You must find ways to build an external accountability for anything that you want to do, whether it's at work, or at home, in your personal life, whatever it is, you want to have that accountability. And there are all kinds of accountability, you can, you can ask your boss for accountability, you can work with teams to form accountability, you can hire an executive coach, you know, sometimes when like people are trying to do something big and bold, like switch careers, you might need to hire somebody or work with somebody to help you stay on track as you complete the many steps that are neccessary to switch from one career to another career.
And here's a thing that's very important: If someone comes to you, in the workplace, and says, "I need you to hold me accountable for this." sometimes people don't want to, they're like, "No! I trust you!" or, "You do it in your own time, I know it's going to be amazing!" No. If someone asks you for accountability, it's because they figured out they need accountability. If somebody asks for accountability, if they want deadlines, if they want supervision, if they want to have to check in with you, provide it.
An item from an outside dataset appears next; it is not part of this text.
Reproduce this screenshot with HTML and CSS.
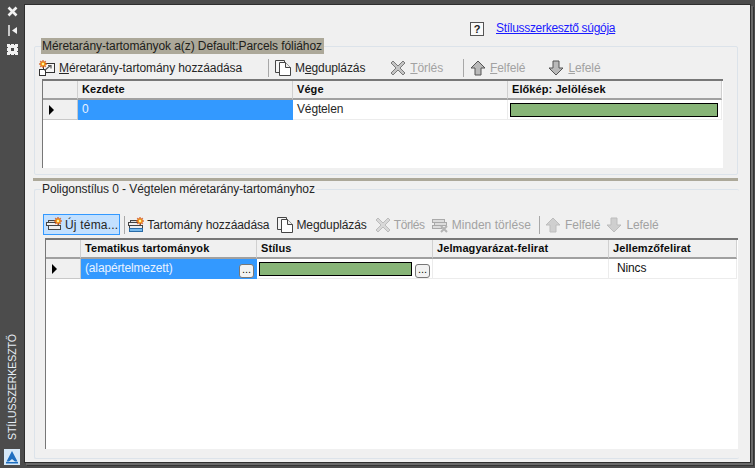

Because they're telling you that that's what they need in order to do a good job. The fact that you might not need accountability, doesn't mean that they don't need accountability.
And if they're asking for it, they probably learned the hard way that accountability is crucial for them. So with all of these strategies, it's very important to just think, "Well, what am I like? What do I respond to? When have I succeeded in the past?" Look at what works for you, think about how you can use these strategies in order to shape the habits that are really going to allow you to thrive in the workplace.